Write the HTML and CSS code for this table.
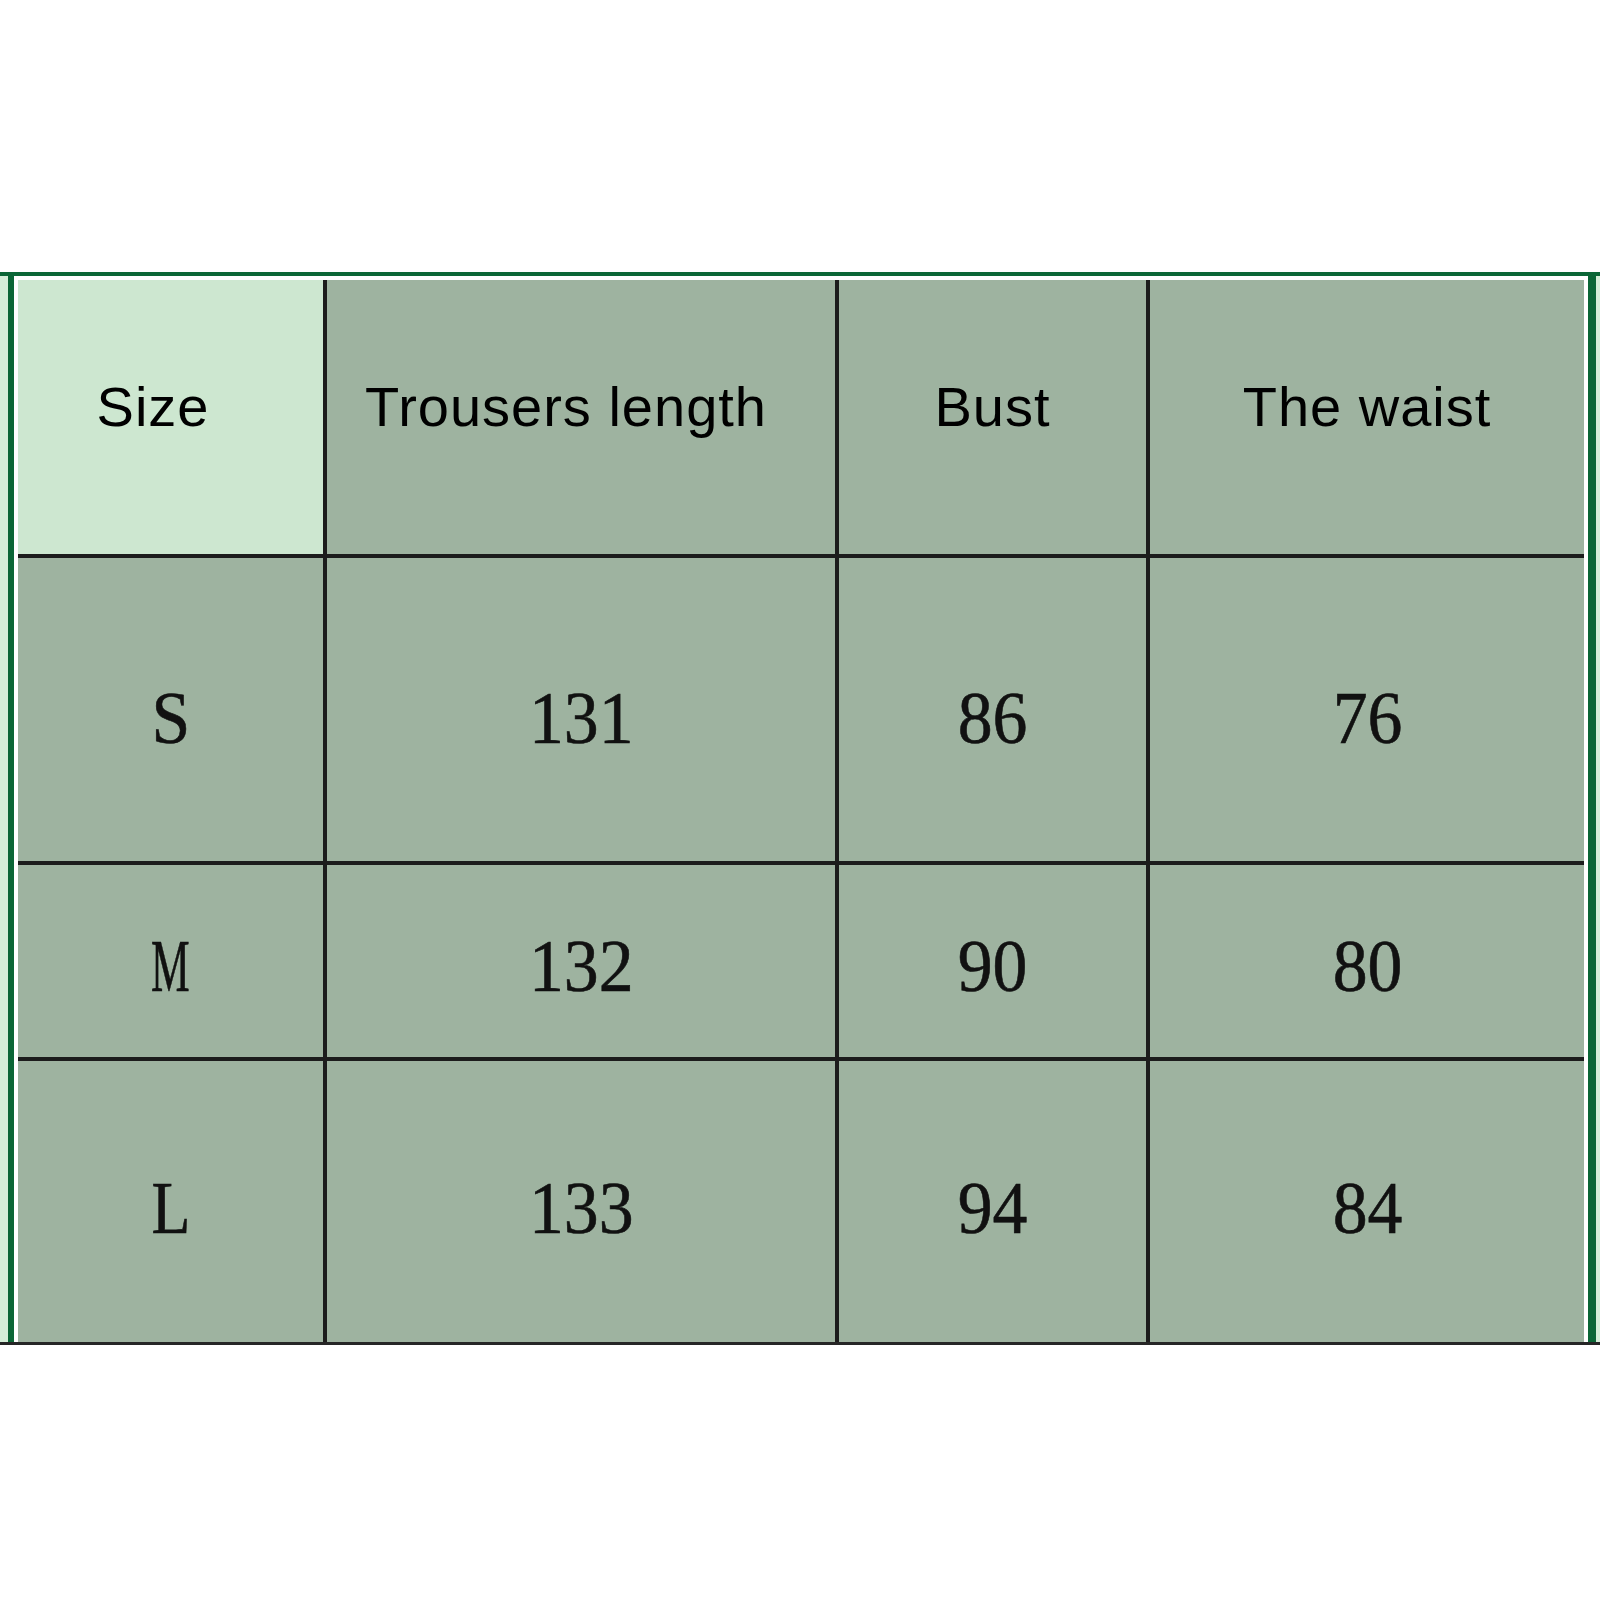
FILE: index.html
```html
<!DOCTYPE html>
<html lang="en">
<head>
<meta charset="utf-8">
<title>Size chart</title>
<link rel="stylesheet" href="styles.css">
</head>
<body>
<div class="sheet">
  <div class="frame">
    <div class="grid">
      <div class="cell head first"><span class="h-size">Size</span></div>
      <div class="cell head"><span class="h-len">Trousers length</span></div>
      <div class="cell head"><span>Bust</span></div>
      <div class="cell head"><span>The waist</span></div>

      <div class="cell num row-s"><span>S</span></div>
      <div class="cell num row-s"><span>131</span></div>
      <div class="cell num row-s"><span>86</span></div>
      <div class="cell num row-s"><span>76</span></div>

      <div class="cell num row-m"><span class="narrow">M</span></div>
      <div class="cell num row-m"><span>132</span></div>
      <div class="cell num row-m"><span>90</span></div>
      <div class="cell num row-m"><span>80</span></div>

      <div class="cell num row-l"><span class="slim">L</span></div>
      <div class="cell num row-l"><span>133</span></div>
      <div class="cell num row-l"><span>94</span></div>
      <div class="cell num row-l"><span>84</span></div>
    </div>
  </div>
</div>
</body>
</html>
```
FILE: styles.css
```css
html, body {
  margin: 0;
  padding: 0;
  background: #ffffff;
}

.sheet {
  margin-top: 272px;
  border-top: 4px solid #0b6636;
  border-bottom: 3px solid #262626;
  background: #d5eed8;
  padding: 0 4px 0 8px;
}

.frame {
  background: #ffffff;
  border-left: 6px solid #0b6636;
  border-right: 8px solid #0b6636;
  padding: 4px 4px 0 4px;
}

.grid {
  display: grid;
  grid-template-columns: 305px 508px 307px 434px;
  grid-template-rows: 274px 303px 192px 281px;
  gap: 4px;
  background: #1c1c1c;
}

.cell {
  background: #9eb3a0;
  display: flex;
  align-items: center;
  justify-content: center;
}

.cell.first {
  background: #cde7d0;
}

.head {
  font-family: "Liberation Sans", Arial, sans-serif;
  font-size: 56px;
  letter-spacing: 1px;
  color: #000;
  line-height: 1;
  padding-bottom: 20px;
  box-sizing: border-box;
}

.h-size {
  margin-right: 35px;
}

.h-len {
  margin-right: 30px;
}

.num {
  font-family: "Liberation Serif", "Times New Roman", serif;
  font-size: 75px;
  color: #111;
  line-height: 1;
  box-sizing: border-box;
  -webkit-text-stroke: 0.6px #111;
}

.num span {
  display: inline-block;
  transform: scaleX(0.93);
}

.num span.narrow {
  transform: scaleX(0.58);
}

.num span.slim {
  transform: scaleX(0.85);
}

.row-s {
  padding-top: 16px;
}

.row-m {
  padding-top: 8px;
}

.row-l {
  padding-top: 12px;
}
```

TASK DETAILS:
Return the listing above word for word, with the pictures removed.

EXERCISE OUTPUT:
Write the HTML and CSS code for this table.
FILE: index.html
```html
<!DOCTYPE html>
<html lang="en">
<head>
<meta charset="utf-8">
<title>Size chart</title>
<link rel="stylesheet" href="styles.css">
</head>
<body>
<div class="sheet">
  <div class="frame">
    <div class="grid">
      <div class="cell head first"><span class="h-size">Size</span></div>
      <div class="cell head"><span class="h-len">Trousers length</span></div>
      <div class="cell head"><span>Bust</span></div>
      <div class="cell head"><span>The waist</span></div>

      <div class="cell num row-s"><span>S</span></div>
      <div class="cell num row-s"><span>131</span></div>
      <div class="cell num row-s"><span>86</span></div>
      <div class="cell num row-s"><span>76</span></div>

      <div class="cell num row-m"><span class="narrow">M</span></div>
      <div class="cell num row-m"><span>132</span></div>
      <div class="cell num row-m"><span>90</span></div>
      <div class="cell num row-m"><span>80</span></div>

      <div class="cell num row-l"><span class="slim">L</span></div>
      <div class="cell num row-l"><span>133</span></div>
      <div class="cell num row-l"><span>94</span></div>
      <div class="cell num row-l"><span>84</span></div>
    </div>
  </div>
</div>
</body>
</html>
```
FILE: styles.css
```css
html, body {
  margin: 0;
  padding: 0;
  background: #ffffff;
}

.sheet {
  margin-top: 272px;
  border-top: 4px solid #0b6636;
  border-bottom: 3px solid #262626;
  background: #d5eed8;
  padding: 0 4px 0 8px;
}

.frame {
  background: #ffffff;
  border-left: 6px solid #0b6636;
  border-right: 8px solid #0b6636;
  padding: 4px 4px 0 4px;
}

.grid {
  display: grid;
  grid-template-columns: 305px 508px 307px 434px;
  grid-template-rows: 274px 303px 192px 281px;
  gap: 4px;
  background: #1c1c1c;
}

.cell {
  background: #9eb3a0;
  display: flex;
  align-items: center;
  justify-content: center;
}

.cell.first {
  background: #cde7d0;
}

.head {
  font-family: "Liberation Sans", Arial, sans-serif;
  font-size: 56px;
  letter-spacing: 1px;
  color: #000;
  line-height: 1;
  padding-bottom: 20px;
  box-sizing: border-box;
}

.h-size {
  margin-right: 35px;
}

.h-len {
  margin-right: 30px;
}

.num {
  font-family: "Liberation Serif", "Times New Roman", serif;
  font-size: 75px;
  color: #111;
  line-height: 1;
  box-sizing: border-box;
  -webkit-text-stroke: 0.6px #111;
}

.num span {
  display: inline-block;
  transform: scaleX(0.93);
}

.num span.narrow {
  transform: scaleX(0.58);
}

.num span.slim {
  transform: scaleX(0.85);
}

.row-s {
  padding-top: 16px;
}

.row-m {
  padding-top: 8px;
}

.row-l {
  padding-top: 12px;
}
```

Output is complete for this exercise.